Note: The following is an excerpt from the introduction to the article as published in The Tax Lawyer. Author citations have been omitted for brevity. Tax Section members may read the article in its entirety in Adobe Acrobat format.
Tax Court Jurisdiction in Innocent Spouse Equitable Relief Cases:
Billings v. Commissioner
In 2006, the Tax Court reversed its position on whether it has jurisdiction over taxpayer innocent spouse petitions for equitable relief in nondeficiency cases. In Billings v. Commissioner, the Tax Court held that it does not have jurisdiction to review the Service’s denials of innocent spouse requests for equitable relief in nondeficiency cases. This holding overturned the court’s prior decision in Ewing v. Commissioner that individuals could petition the Tax Court to determine appropriate equitable relief under the 2001 version of section 6015(e), for any unpaid tax or deficiency, even in nondeficiency cases. The result in Billings I was that the Tax Court declined to overturn the Commissioner’s denial of petitioner David Billings’ request for relief from joint liability. However, the Tax Court could still review innocent spouse relief cases in which the Service has asserted a deficiency.

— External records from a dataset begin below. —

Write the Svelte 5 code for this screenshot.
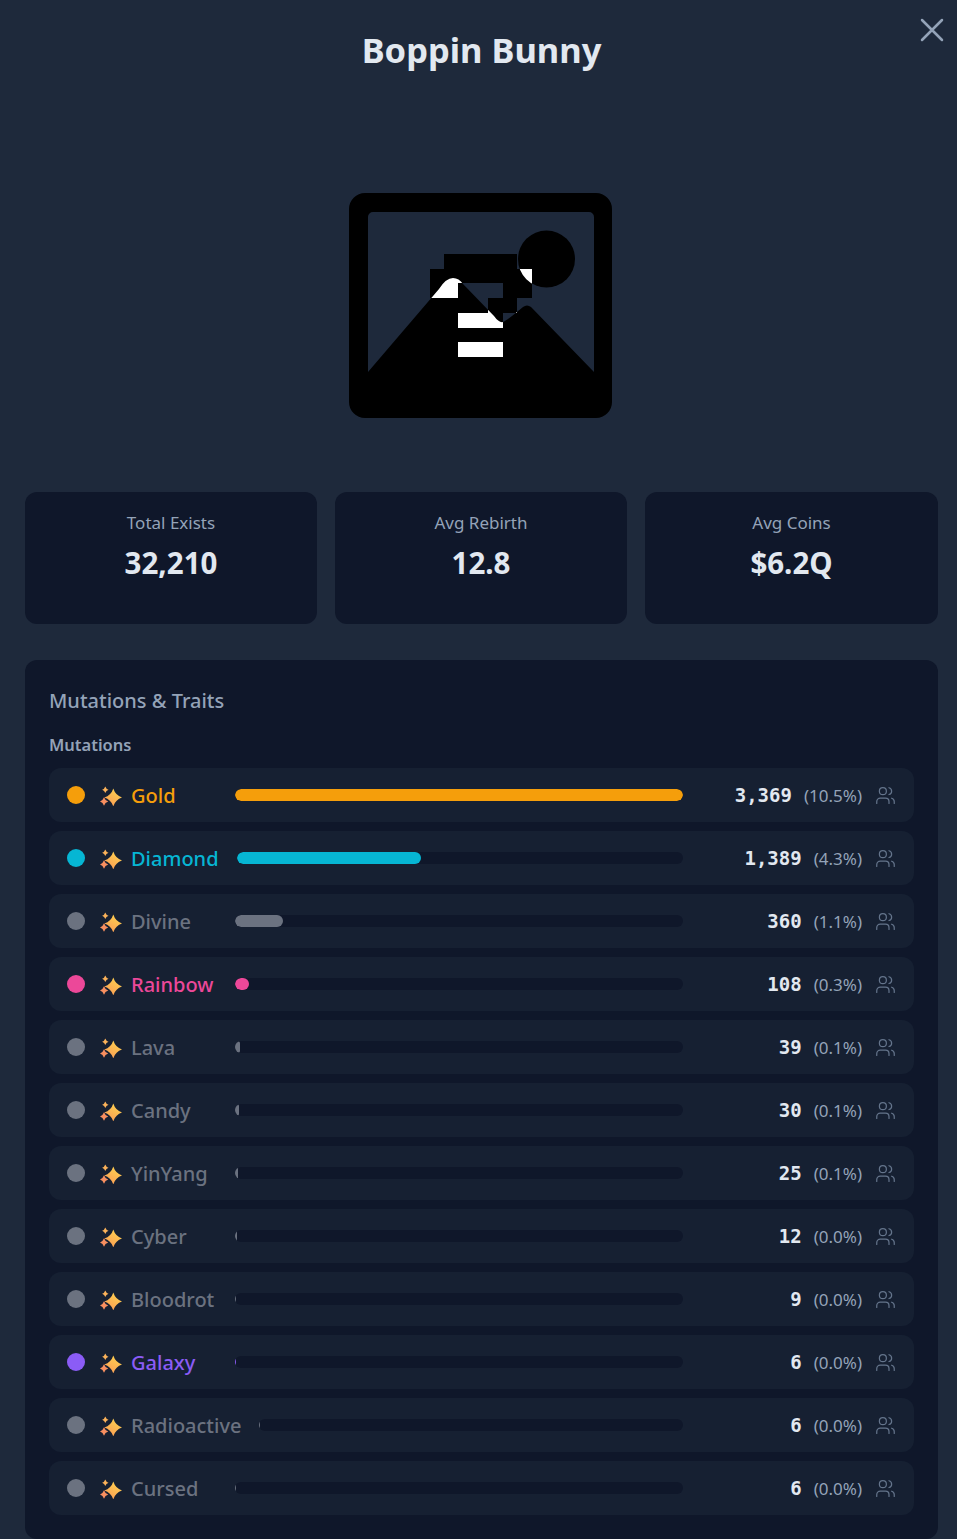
<script>
	const stats = [
		{ label: "Total Exists", value: "32,210" },
		{ label: "Avg Rebirth", value: "12.8" },
		{ label: "Avg Coins", value: "$6.2Q" }
	];

	const mutations = [
		{ name: "Gold", count: 3369, pct: "10.5", color: "#f59e0b" },
		{ name: "Diamond", count: 1389, pct: "4.3", color: "#06b6d4" },
		{ name: "Divine", count: 360, pct: "1.1", color: "#6b7280" },
		{ name: "Rainbow", count: 108, pct: "0.3", color: "#ec4899" },
		{ name: "Lava", count: 39, pct: "0.1", color: "#6b7280" },
		{ name: "Candy", count: 30, pct: "0.1", color: "#6b7280" },
		{ name: "YinYang", count: 25, pct: "0.1", color: "#6b7280" },
		{ name: "Cyber", count: 12, pct: "0.0", color: "#6b7280" },
		{ name: "Bloodrot", count: 9, pct: "0.0", color: "#6b7280" },
		{ name: "Galaxy", count: 6, pct: "0.0", color: "#8b5cf6" },
		{ name: "Radioactive", count: 6, pct: "0.0", color: "#6b7280" },
		{ name: "Cursed", count: 6, pct: "0.0", color: "#6b7280" }
	];

	const maxCount = mutations[0].count;
	const star = (cx, cy, r) => {
		const k = r * 0.24;
		return `M${cx} ${cy - r}Q${cx + k} ${cy - k} ${cx + r} ${cy}Q${cx + k} ${cy + k} ${cx} ${cy + r}Q${cx - k} ${cy + k} ${cx - r} ${cy}Q${cx - k} ${cy - k} ${cx} ${cy - r}Z`;
	};

	const mountains =
		"M19 179 L90 96 Q97 85 104 85 Q110 85 114 91 L145 123 Q150 130 154 129 Q157 128 168 119 L174 114 Q178 111 182 114 L245 179 V225 H19 Z";
	const sun = "M226 66a28.500 28.500 0 1 0 -57 0a28.500 28.500 0 1 0 57 0Z";
	const mark =
		"M95 61H168V76H183V105H168V120H154V135H109V120H139V105H154V90H109V105H81V76H95Z M109 149H154V164H109Z";
</script>

<div class="page">
	<button class="close" aria-label="Close">
		<svg viewBox="0 0 24 24" width="30" height="30" fill="none" stroke="currentColor" stroke-width="2" stroke-linecap="round">
			<path d="M4 4 20 20M20 4 4 20" />
		</svg>
	</button>

	<h1>Boppin Bunny</h1>

	<div class="picture">
		<svg viewBox="0 0 263 225" width="263" height="225">
			<defs>
				<clipPath id="overlap">
					<path d={mountains} />
					<path d={sun} />
				</clipPath>
			</defs>
			<path
				fill-rule="evenodd"
				d="M16 0H247A16 16 0 0 1 263 16V209A16 16 0 0 1 247 225H16A16 16 0 0 1 0 209V16A16 16 0 0 1 16 0ZM24 19A5 5 0 0 0 19 24V201A5 5 0 0 0 24 206H240A5 5 0 0 0 245 201V24A5 5 0 0 0 240 19Z"
			/>
			<path d={mountains} />
			<path d={sun} />
			<path d={mark} />
			<path d={mark} fill="#fff" clip-path="url(#overlap)" />
		</svg>
	</div>

	<div class="stats">
		{#each stats as stat}
			<div class="stat">
				<div class="stat-label">{stat.label}</div>
				<div class="stat-value">{stat.value}</div>
			</div>
		{/each}
	</div>

	<section class="panel">
		<h2>Mutations &amp; Traits</h2>
		<h3>Mutations</h3>
		<div class="rows">
			{#each mutations as m}
				<div class="row">
					<span class="dot" style="background: {m.color}"></span>
					<svg class="sparkle" viewBox="0 0 22 22" width="22" height="22">
						<defs>
							<linearGradient id="spark" x1="0.8" y1="0" x2="0.2" y2="1">
								<stop offset="0" stop-color="#fdd44f" />
								<stop offset="1" stop-color="#fb9a55" />
							</linearGradient>
						</defs>
						<path d={star(13.3, 13.500, 9)} fill="url(#spark)" />
						<path d={star(5.3, 5.700, 3.200)} fill="#fbb25a" />
						<path d={star(4, 17.500, 4.200)} fill="#f88f60" />
					</svg>
					<span class="name" style="color: {m.color}">{m.name}</span>
					<div class="track">
						<div class="fill" style="width: {(m.count / maxCount) * 100}%; background: {m.color}"></div>
					</div>
					<div class="nums">
						<span class="count">{m.count.toLocaleString("en-US")}</span>
						<span class="pct">({m.pct}%)</span>
						<svg class="users" viewBox="0 0 24 24" width="21" height="21" fill="none" stroke="currentColor" stroke-width="1.4" stroke-linecap="round" stroke-linejoin="round">
							<path d="M16 21v-2a4 4 0 0 0-4-4H6a4 4 0 0 0-4 4v2" />
							<circle cx="9" cy="7" r="4" />
							<path d="M22 21v-2a4 4 0 0 0-3-3.870" />
							<path d="M16 3.130a4 4 0 0 1 0 7.750" />
						</svg>
					</div>
				</div>
			{/each}
		</div>
	</section>
</div>

<style>
	:global(body) {
		background: #1e293b;
		font-family: "Noto Sans", "Open Sans", sans-serif;
	}

	.page {
		position: relative;
		box-sizing: border-box;
		height: 1539px;
		padding: 25px 19px 0 25px;
		overflow: hidden;
	}

	.close {
		position: absolute;
		top: 15px;
		right: 10px;
		padding: 0;
		border: 0;
		background: none;
		color: #94a3b8;
		line-height: 0;
	}

	h1 {
		margin: 0;
		font-size: 34.500px;
		line-height: 50px;
		font-weight: 700;
		text-align: center;
		color: #e2e8f0;
	}

	.picture {
		display: flex;
		justify-content: center;
		margin-top: 118px;
		padding-right: 2px;
		line-height: 0;
	}

	.stats {
		display: grid;
		grid-template-columns: 292px 292px 1fr;
		gap: 18px;
		margin-top: 74px;
	}

	.stat {
		box-sizing: border-box;
		height: 132px;
		padding-top: 19px;
		border-radius: 12px;
		background: #0f172a;
		text-align: center;
	}

	.stat-label {
		font-size: 17px;
		line-height: 24px;
		color: #94a3b8;
	}

	.stat-value {
		margin-top: 7px;
		font-size: 29.500px;
		line-height: 42px;
		font-weight: 700;
		color: #e2e8f0;
	}

	.panel {
		box-sizing: border-box;
		height: 879px;
		margin-top: 36px;
		padding: 24px;
		border-radius: 12px;
		background: #0f172a;
	}

	h2 {
		margin: 0;
		font-size: 20px;
		line-height: 34px;
		font-weight: 500;
		color: #94a3b8;
	}

	h3 {
		margin: 15px 0 0;
		font-size: 16.500px;
		line-height: 24px;
		font-weight: 600;
		color: #94a3b8;
	}

	.rows {
		display: flex;
		flex-direction: column;
		gap: 9px;
		margin-top: 11px;
	}

	.row {
		display: flex;
		align-items: center;
		box-sizing: border-box;
		height: 54px;
		padding: 0 18px;
		border-radius: 12px;
		background: #162032;
	}

	.dot {
		flex: none;
		width: 18px;
		height: 18px;
		border-radius: 50%;
	}

	.sparkle {
		flex: none;
		margin: 0 9px 0 15px;
	}

	.name {
		flex: none;
		min-width: 86px;
		margin: 2px 18px 0 0;
		font-size: 20px;
		line-height: 30px;
		font-weight: 500;
	}

	.track {
		flex: 1;
		height: 12px;
		border-radius: 6px;
		background: #0f172a;
		overflow: hidden;
	}

	.fill {
		height: 100%;
		border-radius: 6px;
	}

	.nums {
		flex: none;
		display: flex;
		align-items: center;
		justify-content: flex-end;
		width: 213px;
		gap: 12px;
	}

	.count {
		font-family: "DejaVu Sans Mono", monospace;
		font-size: 19px;
		font-weight: 700;
		color: #e2e8f0;
	}

	.pct {
		font-size: 17px;
		color: #94a3b8;
	}

	.users {
		margin-left: 1px;
		color: #64748b;
	}
</style>
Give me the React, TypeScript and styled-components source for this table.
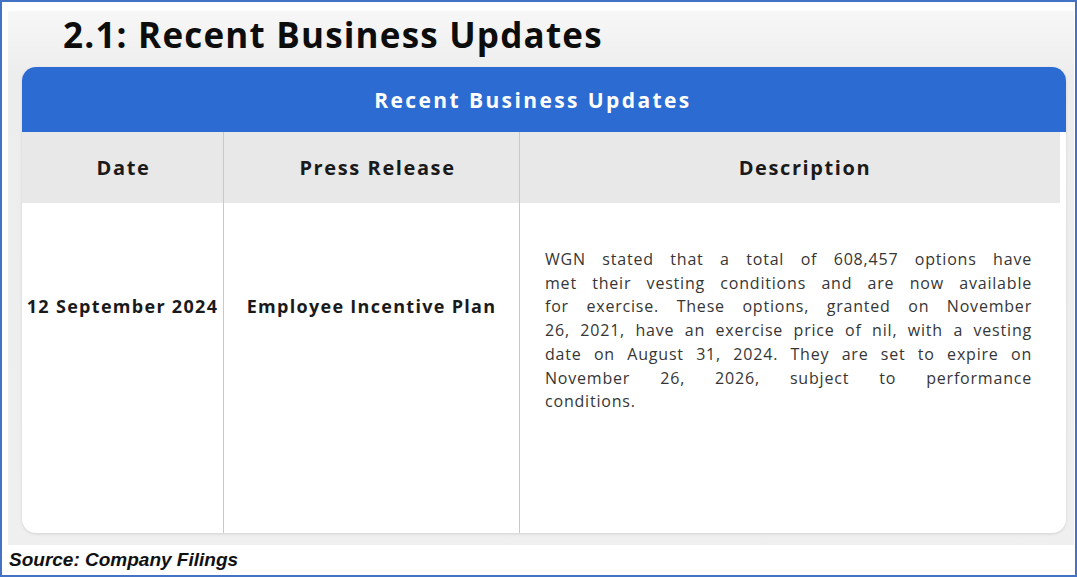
import React from "react";
import styled, { createGlobalStyle } from "styled-components";

const GlobalStyle = createGlobalStyle`
  html, body {
    margin: 0;
    padding: 0;
    background: #ffffff;
  }
`;

const descriptionLines = [
  "WGN stated that a total of 608,457 options have",
  "met their vesting conditions and are now available",
  "for exercise. These options, granted on November",
  "26, 2021, have an exercise price of nil, with a vesting",
  "date on August 31, 2024. They are set to expire on",
  "November 26, 2026, subject to performance",
  "conditions.",
];

const columns = [
  { title: "Date", shift: 2 },
  { title: "Press Release", shift: 12 },
  { title: "Description", shift: 30 },
];

function App() {
  return (
    <>
      <GlobalStyle />
      <Frame>
        <Panel>
          <Title>2.1: Recent Business Updates</Title>
          <Card>
            <CardHeader>Recent Business Updates</CardHeader>
            <Table>
              {columns.map((col, i) => (
                <HeadCell
                  key={col.title}
                  $shift={col.shift}
                  $last={i === columns.length - 1}
                >
                  {col.title}
                </HeadCell>
              ))}
              <BodyCell>
                <Strong>12 September 2024</Strong>
              </BodyCell>
              <BodyCell>
                <Strong>Employee Incentive Plan</Strong>
              </BodyCell>
              <DescCell>
                {descriptionLines.map((line, i) => (
                  <Line key={i} $last={i === descriptionLines.length - 1}>
                    {line}
                  </Line>
                ))}
              </DescCell>
            </Table>
          </Card>
        </Panel>
        <Source>Source: Company Filings</Source>
      </Frame>
    </>
  );
}

const Frame = styled.div`
  width: 1077px;
  height: 577px;
  box-sizing: border-box;
  border: 2px solid #4472c4;
  background: #ffffff;
  display: flex;
  flex-direction: column;
  padding: 9px 1px 0 6px;
`;

const Panel = styled.div`
  height: 534px;
  background: linear-gradient(180deg, #f7f7f7 0%, #ededed 12%, #efefef 100%);
  display: flex;
  flex-direction: column;
  padding: 0 8px 12px 14px;
  box-sizing: border-box;
`;

const Title = styled.h1`
  margin: 0;
  height: 56px;
  box-sizing: border-box;
  padding: 0 0 9px 41px;
  display: flex;
  align-items: center;
  font-family: "Open Sans", "Liberation Sans", sans-serif;
  font-weight: 700;
  font-size: 35px;
  color: #0d0d0d;
  letter-spacing: 1.2px;
`;

const Card = styled.div`
  flex: 1;
  background: #ffffff;
  border-radius: 14px;
  overflow: hidden;
  display: flex;
  flex-direction: column;
  box-shadow: 0 1px 3px rgba(0, 0, 0, 0.12);
`;

const CardHeader = styled.div`
  height: 65px;
  background: #2b6bd2;
  color: #ffffff;
  display: flex;
  align-items: center;
  justify-content: center;
  font-family: "Open Sans", "Liberation Sans", sans-serif;
  font-weight: 700;
  font-size: 21px;
  letter-spacing: 2.4px;
  padding-right: 22px;
`;

const Table = styled.div`
  flex: 1;
  display: grid;
  grid-template-columns: 202px 296px 1fr;
  grid-template-rows: 71px 1fr;
  margin-right: 6px;
`;

const HeadCell = styled.div<{ $last?: boolean; $shift: number }>`
  background: #e8e8e8;
  display: flex;
  align-items: center;
  justify-content: center;
  padding-left: ${(p) => p.$shift}px;
  font-family: "Open Sans", "Liberation Sans", sans-serif;
  font-weight: 700;
  font-size: 20px;
  letter-spacing: 1.6px;
  color: #1a1a1a;
  border-right: ${(p) => (p.$last ? "none" : "1px solid #c9c9c9")};
`;

const BodyCell = styled.div`
  display: flex;
  justify-content: center;
  padding-top: 91px;
  border-right: 1px solid #c9c9c9;
`;

const Strong = styled.span`
  font-family: "Open Sans", "Liberation Sans", sans-serif;
  font-weight: 700;
  font-size: 18px;
  letter-spacing: 1.3px;
  line-height: 24px;
  color: #1a1a1a;
`;

const DescCell = styled.div`
  padding: 45px 28px 0 25px;
  font-family: "Open Sans", "Liberation Sans", sans-serif;
  font-size: 16px;
  line-height: 23.7px;
  color: #363636;
`;

const Line = styled.div<{ $last?: boolean }>`
  text-align: ${(p) => (p.$last ? "left" : "justify")};
  text-align-last: ${(p) => (p.$last ? "left" : "justify")};
  white-space: nowrap;
  letter-spacing: 0.8px;
`;

const Source = styled.div`
  flex: 1;
  display: flex;
  align-items: center;
  padding-left: 1px;
  font-family: "Liberation Sans", Arial, sans-serif;
  font-weight: 700;
  font-style: italic;
  font-size: 19px;
  color: #111111;
`;

export default App;
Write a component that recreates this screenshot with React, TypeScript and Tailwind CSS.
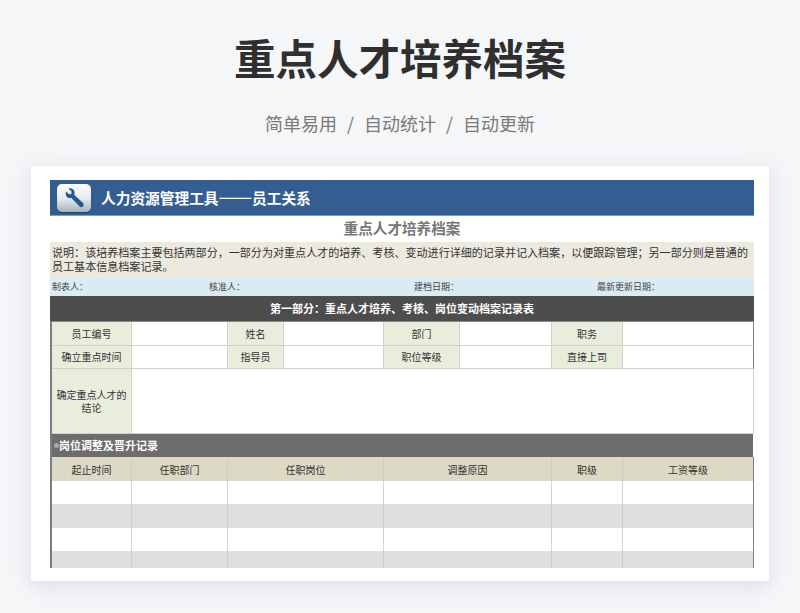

The taxpayer appealed to the Tenth Circuit. While the appeal was pending, in response to the Billings I decision, Congress amended section 6015 to grant specific Tax Court jurisdiction over cases like that of David Billings. The change was effective for all section 6015(e) cases with respect to liability for taxes arising or remaining unpaid on or after the date of the amendment. With the new legislation in hand, the Tenth Circuit remanded the case for reconsideration. The Tax Court determined that, under the new law, it had jurisdiction over the matter and reversed as an abuse of discretion the Commissioner’s denial of Billings’ petition for relief.
In arriving at its decision in Billings I, the Tax Court interpreted the 2001 version of section 6015 to require the Service to assert a deficiency against the taxpayer before the Tax Court has jurisdiction over a petition for equitable relief. This Note argues that the court erred in reaching this conclusion, and that it had jurisdiction even without the legislative change that clarified Congress’s intent to confer jurisdiction on the Tax Court. Neither the statute nor its legislative history stated any such assertion requirement, and the court itself noted that the effect of interpreting the Code in this way was “anomalous.”The Billings I court, as well as the Eighth and Ninth Circuits, improperly differentiated between innocent spouses against whom the Service has asserted a deficiency and those against whom the Service has not asserted a deficiency. In doing so, the Billings I court incorrectly interpreted section 6015(e) as barring review by the Tax Court of equitable relief petitions in which the Commissioner failed to determine a deficiency. Part I of this Note presents the facts of David Billings’ filing for innocent spouse relief and the Commissioner’s ensuing denial of that relief. Part II examines the statutory history of the Tax Court’s jurisdiction over innocent spouse relief cases. Part III reviews the Tax Court’s explanation in Billings I of its lack of statutory jurisdiction in innocent spouse requests for equitable relief. Part IV outlines the subsequent legislative changes and procedural history of the case. Part V analyzes the accuracy of the Billings I majority’s textual construction of the 2001 version of the innocent spouse relief statute. Part IV also interprets the statute in light of its legislative history and discusses the problems with the Billings I interpretation, given congressional purpose.